■ Requirement:
In full and without alteration, repeat the material.
>>>>>
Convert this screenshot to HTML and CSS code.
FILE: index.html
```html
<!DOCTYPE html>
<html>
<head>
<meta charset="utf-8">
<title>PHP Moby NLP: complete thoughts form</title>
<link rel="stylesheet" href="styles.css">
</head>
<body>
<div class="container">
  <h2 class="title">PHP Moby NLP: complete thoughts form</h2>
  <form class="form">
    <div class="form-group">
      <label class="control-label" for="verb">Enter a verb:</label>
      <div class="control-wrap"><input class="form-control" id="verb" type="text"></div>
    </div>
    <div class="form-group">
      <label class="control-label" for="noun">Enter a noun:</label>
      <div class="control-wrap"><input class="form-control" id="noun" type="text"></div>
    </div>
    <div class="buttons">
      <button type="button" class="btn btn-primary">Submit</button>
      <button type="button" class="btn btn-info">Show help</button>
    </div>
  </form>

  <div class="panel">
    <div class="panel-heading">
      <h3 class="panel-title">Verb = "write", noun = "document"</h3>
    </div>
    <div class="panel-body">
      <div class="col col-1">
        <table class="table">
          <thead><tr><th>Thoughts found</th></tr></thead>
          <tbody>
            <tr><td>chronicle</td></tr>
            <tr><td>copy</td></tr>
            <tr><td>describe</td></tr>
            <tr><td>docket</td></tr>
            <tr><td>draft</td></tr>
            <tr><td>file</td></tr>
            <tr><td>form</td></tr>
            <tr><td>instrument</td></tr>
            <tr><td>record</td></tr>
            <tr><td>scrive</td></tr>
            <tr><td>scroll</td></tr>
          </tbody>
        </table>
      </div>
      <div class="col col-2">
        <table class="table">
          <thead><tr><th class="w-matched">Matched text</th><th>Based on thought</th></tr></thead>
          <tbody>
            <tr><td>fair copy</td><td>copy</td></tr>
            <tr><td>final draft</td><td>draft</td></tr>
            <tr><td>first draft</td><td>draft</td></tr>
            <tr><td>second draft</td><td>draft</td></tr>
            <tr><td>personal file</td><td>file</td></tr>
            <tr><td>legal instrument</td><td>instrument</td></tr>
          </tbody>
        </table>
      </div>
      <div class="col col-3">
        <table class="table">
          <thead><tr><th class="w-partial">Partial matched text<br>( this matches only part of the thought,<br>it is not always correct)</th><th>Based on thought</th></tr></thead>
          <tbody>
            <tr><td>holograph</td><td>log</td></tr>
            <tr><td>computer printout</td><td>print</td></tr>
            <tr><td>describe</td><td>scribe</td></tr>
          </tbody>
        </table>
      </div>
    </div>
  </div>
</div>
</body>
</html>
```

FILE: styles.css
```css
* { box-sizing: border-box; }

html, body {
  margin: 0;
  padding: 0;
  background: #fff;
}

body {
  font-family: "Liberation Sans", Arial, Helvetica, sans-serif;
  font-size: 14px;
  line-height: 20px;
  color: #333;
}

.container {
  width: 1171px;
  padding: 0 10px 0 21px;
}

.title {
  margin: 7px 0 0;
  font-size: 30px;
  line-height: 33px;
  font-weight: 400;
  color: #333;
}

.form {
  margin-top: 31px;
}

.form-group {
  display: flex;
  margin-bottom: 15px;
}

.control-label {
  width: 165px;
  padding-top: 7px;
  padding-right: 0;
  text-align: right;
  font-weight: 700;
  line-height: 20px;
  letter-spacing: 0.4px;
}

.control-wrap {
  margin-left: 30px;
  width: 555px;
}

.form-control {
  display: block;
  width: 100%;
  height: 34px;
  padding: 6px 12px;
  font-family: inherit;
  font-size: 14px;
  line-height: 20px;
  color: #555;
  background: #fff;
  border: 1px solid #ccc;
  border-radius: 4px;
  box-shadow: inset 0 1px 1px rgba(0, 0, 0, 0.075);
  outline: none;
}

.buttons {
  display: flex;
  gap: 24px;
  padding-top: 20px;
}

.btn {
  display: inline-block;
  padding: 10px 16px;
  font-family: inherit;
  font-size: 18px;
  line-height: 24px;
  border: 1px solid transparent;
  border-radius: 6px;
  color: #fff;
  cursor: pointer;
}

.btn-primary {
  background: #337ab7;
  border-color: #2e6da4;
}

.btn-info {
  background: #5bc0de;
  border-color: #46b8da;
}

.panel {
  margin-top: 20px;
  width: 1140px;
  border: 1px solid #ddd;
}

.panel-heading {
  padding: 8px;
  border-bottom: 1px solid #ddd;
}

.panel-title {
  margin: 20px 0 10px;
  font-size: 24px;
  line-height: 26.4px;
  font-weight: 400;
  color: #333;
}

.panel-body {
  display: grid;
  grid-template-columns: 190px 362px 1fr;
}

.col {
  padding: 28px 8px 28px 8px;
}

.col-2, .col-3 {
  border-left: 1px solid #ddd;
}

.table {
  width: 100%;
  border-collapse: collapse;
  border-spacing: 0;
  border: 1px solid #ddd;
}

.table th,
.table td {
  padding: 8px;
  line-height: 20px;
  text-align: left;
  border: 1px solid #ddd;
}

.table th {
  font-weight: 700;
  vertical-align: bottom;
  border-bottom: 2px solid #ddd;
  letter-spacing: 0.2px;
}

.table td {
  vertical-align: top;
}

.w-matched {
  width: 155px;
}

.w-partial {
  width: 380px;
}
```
<<<<<
■ The response:
Convert this screenshot to HTML and CSS code.
FILE: index.html
```html
<!DOCTYPE html>
<html>
<head>
<meta charset="utf-8">
<title>PHP Moby NLP: complete thoughts form</title>
<link rel="stylesheet" href="styles.css">
</head>
<body>
<div class="container">
  <h2 class="title">PHP Moby NLP: complete thoughts form</h2>
  <form class="form">
    <div class="form-group">
      <label class="control-label" for="verb">Enter a verb:</label>
      <div class="control-wrap"><input class="form-control" id="verb" type="text"></div>
    </div>
    <div class="form-group">
      <label class="control-label" for="noun">Enter a noun:</label>
      <div class="control-wrap"><input class="form-control" id="noun" type="text"></div>
    </div>
    <div class="buttons">
      <button type="button" class="btn btn-primary">Submit</button>
      <button type="button" class="btn btn-info">Show help</button>
    </div>
  </form>

  <div class="panel">
    <div class="panel-heading">
      <h3 class="panel-title">Verb = "write", noun = "document"</h3>
    </div>
    <div class="panel-body">
      <div class="col col-1">
        <table class="table">
          <thead><tr><th>Thoughts found</th></tr></thead>
          <tbody>
            <tr><td>chronicle</td></tr>
            <tr><td>copy</td></tr>
            <tr><td>describe</td></tr>
            <tr><td>docket</td></tr>
            <tr><td>draft</td></tr>
            <tr><td>file</td></tr>
            <tr><td>form</td></tr>
            <tr><td>instrument</td></tr>
            <tr><td>record</td></tr>
            <tr><td>scrive</td></tr>
            <tr><td>scroll</td></tr>
          </tbody>
        </table>
      </div>
      <div class="col col-2">
        <table class="table">
          <thead><tr><th class="w-matched">Matched text</th><th>Based on thought</th></tr></thead>
          <tbody>
            <tr><td>fair copy</td><td>copy</td></tr>
            <tr><td>final draft</td><td>draft</td></tr>
            <tr><td>first draft</td><td>draft</td></tr>
            <tr><td>second draft</td><td>draft</td></tr>
            <tr><td>personal file</td><td>file</td></tr>
            <tr><td>legal instrument</td><td>instrument</td></tr>
          </tbody>
        </table>
      </div>
      <div class="col col-3">
        <table class="table">
          <thead><tr><th class="w-partial">Partial matched text<br>( this matches only part of the thought,<br>it is not always correct)</th><th>Based on thought</th></tr></thead>
          <tbody>
            <tr><td>holograph</td><td>log</td></tr>
            <tr><td>computer printout</td><td>print</td></tr>
            <tr><td>describe</td><td>scribe</td></tr>
          </tbody>
        </table>
      </div>
    </div>
  </div>
</div>
</body>
</html>
```

FILE: styles.css
```css
* { box-sizing: border-box; }

html, body {
  margin: 0;
  padding: 0;
  background: #fff;
}

body {
  font-family: "Liberation Sans", Arial, Helvetica, sans-serif;
  font-size: 14px;
  line-height: 20px;
  color: #333;
}

.container {
  width: 1171px;
  padding: 0 10px 0 21px;
}

.title {
  margin: 7px 0 0;
  font-size: 30px;
  line-height: 33px;
  font-weight: 400;
  color: #333;
}

.form {
  margin-top: 31px;
}

.form-group {
  display: flex;
  margin-bottom: 15px;
}

.control-label {
  width: 165px;
  padding-top: 7px;
  padding-right: 0;
  text-align: right;
  font-weight: 700;
  line-height: 20px;
  letter-spacing: 0.4px;
}

.control-wrap {
  margin-left: 30px;
  width: 555px;
}

.form-control {
  display: block;
  width: 100%;
  height: 34px;
  padding: 6px 12px;
  font-family: inherit;
  font-size: 14px;
  line-height: 20px;
  color: #555;
  background: #fff;
  border: 1px solid #ccc;
  border-radius: 4px;
  box-shadow: inset 0 1px 1px rgba(0, 0, 0, 0.075);
  outline: none;
}

.buttons {
  display: flex;
  gap: 24px;
  padding-top: 20px;
}

.btn {
  display: inline-block;
  padding: 10px 16px;
  font-family: inherit;
  font-size: 18px;
  line-height: 24px;
  border: 1px solid transparent;
  border-radius: 6px;
  color: #fff;
  cursor: pointer;
}

.btn-primary {
  background: #337ab7;
  border-color: #2e6da4;
}

.btn-info {
  background: #5bc0de;
  border-color: #46b8da;
}

.panel {
  margin-top: 20px;
  width: 1140px;
  border: 1px solid #ddd;
}

.panel-heading {
  padding: 8px;
  border-bottom: 1px solid #ddd;
}

.panel-title {
  margin: 20px 0 10px;
  font-size: 24px;
  line-height: 26.4px;
  font-weight: 400;
  color: #333;
}

.panel-body {
  display: grid;
  grid-template-columns: 190px 362px 1fr;
}

.col {
  padding: 28px 8px 28px 8px;
}

.col-2, .col-3 {
  border-left: 1px solid #ddd;
}

.table {
  width: 100%;
  border-collapse: collapse;
  border-spacing: 0;
  border: 1px solid #ddd;
}

.table th,
.table td {
  padding: 8px;
  line-height: 20px;
  text-align: left;
  border: 1px solid #ddd;
}

.table th {
  font-weight: 700;
  vertical-align: bottom;
  border-bottom: 2px solid #ddd;
  letter-spacing: 0.2px;
}

.table td {
  vertical-align: top;
}

.w-matched {
  width: 155px;
}

.w-partial {
  width: 380px;
}
```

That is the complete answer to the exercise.